**Requirements:**
Every line that contains the word "uses" should be copied.

[Code that builds pages]
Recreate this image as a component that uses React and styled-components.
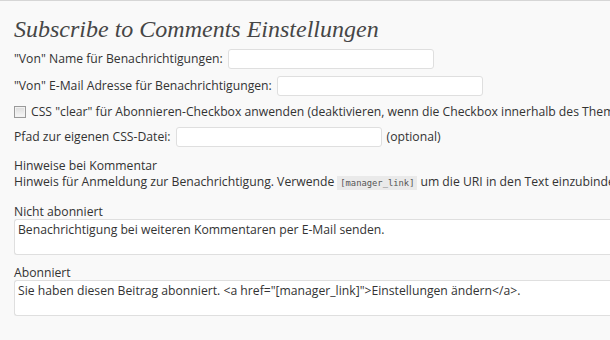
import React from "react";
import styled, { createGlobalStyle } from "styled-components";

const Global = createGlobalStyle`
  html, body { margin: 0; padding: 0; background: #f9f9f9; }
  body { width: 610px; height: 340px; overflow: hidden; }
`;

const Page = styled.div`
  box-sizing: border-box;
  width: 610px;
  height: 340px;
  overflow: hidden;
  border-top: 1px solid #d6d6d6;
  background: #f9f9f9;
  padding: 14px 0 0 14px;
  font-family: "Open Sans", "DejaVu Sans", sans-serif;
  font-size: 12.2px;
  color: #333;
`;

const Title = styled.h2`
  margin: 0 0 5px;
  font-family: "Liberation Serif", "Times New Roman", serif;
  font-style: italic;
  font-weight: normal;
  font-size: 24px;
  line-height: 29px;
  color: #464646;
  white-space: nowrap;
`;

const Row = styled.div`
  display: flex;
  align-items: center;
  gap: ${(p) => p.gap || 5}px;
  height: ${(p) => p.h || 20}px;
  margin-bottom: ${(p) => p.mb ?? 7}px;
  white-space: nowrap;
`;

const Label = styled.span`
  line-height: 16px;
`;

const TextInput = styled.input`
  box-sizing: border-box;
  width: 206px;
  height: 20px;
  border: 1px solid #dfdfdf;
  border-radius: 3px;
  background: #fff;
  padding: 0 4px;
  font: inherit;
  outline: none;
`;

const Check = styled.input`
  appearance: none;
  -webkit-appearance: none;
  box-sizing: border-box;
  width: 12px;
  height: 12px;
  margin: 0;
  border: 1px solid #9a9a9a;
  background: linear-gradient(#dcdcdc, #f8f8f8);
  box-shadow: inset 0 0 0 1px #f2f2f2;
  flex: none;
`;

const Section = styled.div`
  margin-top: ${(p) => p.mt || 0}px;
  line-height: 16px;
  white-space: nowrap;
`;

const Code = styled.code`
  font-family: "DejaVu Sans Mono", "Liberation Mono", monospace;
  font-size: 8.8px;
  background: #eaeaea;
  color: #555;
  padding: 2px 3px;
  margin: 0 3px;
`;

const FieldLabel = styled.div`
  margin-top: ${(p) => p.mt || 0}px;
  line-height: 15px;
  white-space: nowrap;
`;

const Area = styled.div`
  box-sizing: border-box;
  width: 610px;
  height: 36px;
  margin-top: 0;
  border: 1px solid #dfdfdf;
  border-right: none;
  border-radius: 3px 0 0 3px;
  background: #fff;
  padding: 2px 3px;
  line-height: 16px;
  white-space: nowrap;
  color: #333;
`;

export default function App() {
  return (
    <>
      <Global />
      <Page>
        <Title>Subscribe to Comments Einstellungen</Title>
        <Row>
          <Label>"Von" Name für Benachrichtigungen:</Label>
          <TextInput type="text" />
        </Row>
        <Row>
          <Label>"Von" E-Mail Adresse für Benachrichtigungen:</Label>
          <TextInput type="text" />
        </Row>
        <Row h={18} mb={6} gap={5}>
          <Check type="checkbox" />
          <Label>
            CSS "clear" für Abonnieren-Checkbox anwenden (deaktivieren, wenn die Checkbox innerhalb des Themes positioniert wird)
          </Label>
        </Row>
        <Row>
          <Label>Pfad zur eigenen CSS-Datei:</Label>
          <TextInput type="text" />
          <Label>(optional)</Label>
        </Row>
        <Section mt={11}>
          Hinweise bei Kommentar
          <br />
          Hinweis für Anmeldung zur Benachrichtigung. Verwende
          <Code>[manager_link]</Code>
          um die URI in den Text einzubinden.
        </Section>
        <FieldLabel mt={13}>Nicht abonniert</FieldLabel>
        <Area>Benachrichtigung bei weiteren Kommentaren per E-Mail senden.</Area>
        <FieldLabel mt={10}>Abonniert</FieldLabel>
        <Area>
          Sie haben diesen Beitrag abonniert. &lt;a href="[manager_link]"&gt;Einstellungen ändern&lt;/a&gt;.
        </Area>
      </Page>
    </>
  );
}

* * *

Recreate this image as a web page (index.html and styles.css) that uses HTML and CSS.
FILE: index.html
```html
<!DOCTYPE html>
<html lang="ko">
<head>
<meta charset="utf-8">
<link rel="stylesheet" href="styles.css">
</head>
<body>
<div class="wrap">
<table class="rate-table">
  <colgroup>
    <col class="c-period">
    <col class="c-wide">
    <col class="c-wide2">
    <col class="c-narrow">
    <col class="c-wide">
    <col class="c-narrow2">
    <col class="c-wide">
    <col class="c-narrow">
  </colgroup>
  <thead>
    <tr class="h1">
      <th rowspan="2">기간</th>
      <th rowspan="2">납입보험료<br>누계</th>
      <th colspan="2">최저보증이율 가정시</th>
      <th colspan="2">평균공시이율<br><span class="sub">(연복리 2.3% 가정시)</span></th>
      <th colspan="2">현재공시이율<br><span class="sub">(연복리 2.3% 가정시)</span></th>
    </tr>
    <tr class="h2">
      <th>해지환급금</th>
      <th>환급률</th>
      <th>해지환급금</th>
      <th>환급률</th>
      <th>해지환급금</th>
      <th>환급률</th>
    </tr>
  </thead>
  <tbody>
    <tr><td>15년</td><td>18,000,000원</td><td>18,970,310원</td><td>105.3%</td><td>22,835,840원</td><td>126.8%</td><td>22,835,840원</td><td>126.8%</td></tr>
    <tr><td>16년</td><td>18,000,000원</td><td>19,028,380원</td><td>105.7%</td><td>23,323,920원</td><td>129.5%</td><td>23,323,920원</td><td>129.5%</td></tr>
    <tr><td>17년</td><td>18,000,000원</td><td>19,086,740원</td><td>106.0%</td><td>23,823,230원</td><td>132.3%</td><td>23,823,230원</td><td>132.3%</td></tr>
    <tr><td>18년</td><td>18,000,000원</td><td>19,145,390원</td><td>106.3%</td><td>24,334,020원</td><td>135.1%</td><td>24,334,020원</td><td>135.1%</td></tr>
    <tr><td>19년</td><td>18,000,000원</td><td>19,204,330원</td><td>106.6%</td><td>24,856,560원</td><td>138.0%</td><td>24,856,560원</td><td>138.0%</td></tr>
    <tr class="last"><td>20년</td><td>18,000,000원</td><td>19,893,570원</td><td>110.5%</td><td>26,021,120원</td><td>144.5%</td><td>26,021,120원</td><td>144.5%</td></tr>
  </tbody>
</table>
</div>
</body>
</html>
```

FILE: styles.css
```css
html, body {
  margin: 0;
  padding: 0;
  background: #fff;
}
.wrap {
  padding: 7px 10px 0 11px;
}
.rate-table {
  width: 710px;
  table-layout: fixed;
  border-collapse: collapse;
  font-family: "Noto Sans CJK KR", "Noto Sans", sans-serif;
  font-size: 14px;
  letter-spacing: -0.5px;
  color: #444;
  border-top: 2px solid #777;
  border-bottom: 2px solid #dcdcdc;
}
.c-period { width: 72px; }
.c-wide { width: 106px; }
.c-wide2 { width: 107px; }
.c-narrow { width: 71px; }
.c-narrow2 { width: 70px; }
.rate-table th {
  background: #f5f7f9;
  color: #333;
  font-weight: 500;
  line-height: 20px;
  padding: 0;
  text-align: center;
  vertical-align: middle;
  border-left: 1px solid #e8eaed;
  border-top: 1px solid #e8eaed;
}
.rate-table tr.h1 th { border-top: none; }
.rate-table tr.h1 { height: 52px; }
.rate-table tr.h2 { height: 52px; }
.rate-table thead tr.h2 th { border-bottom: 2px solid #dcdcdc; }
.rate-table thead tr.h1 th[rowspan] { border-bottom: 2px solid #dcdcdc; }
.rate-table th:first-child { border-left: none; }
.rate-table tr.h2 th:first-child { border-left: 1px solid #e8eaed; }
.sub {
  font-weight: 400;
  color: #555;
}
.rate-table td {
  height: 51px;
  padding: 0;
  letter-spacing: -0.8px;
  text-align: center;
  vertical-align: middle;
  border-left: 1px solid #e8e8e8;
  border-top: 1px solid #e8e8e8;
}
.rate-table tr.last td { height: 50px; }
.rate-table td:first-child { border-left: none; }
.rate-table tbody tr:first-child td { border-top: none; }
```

**Output:**
Recreate this image as a component that uses React and styled-components.
Recreate this image as a web page (index.html and styles.css) that uses HTML and CSS.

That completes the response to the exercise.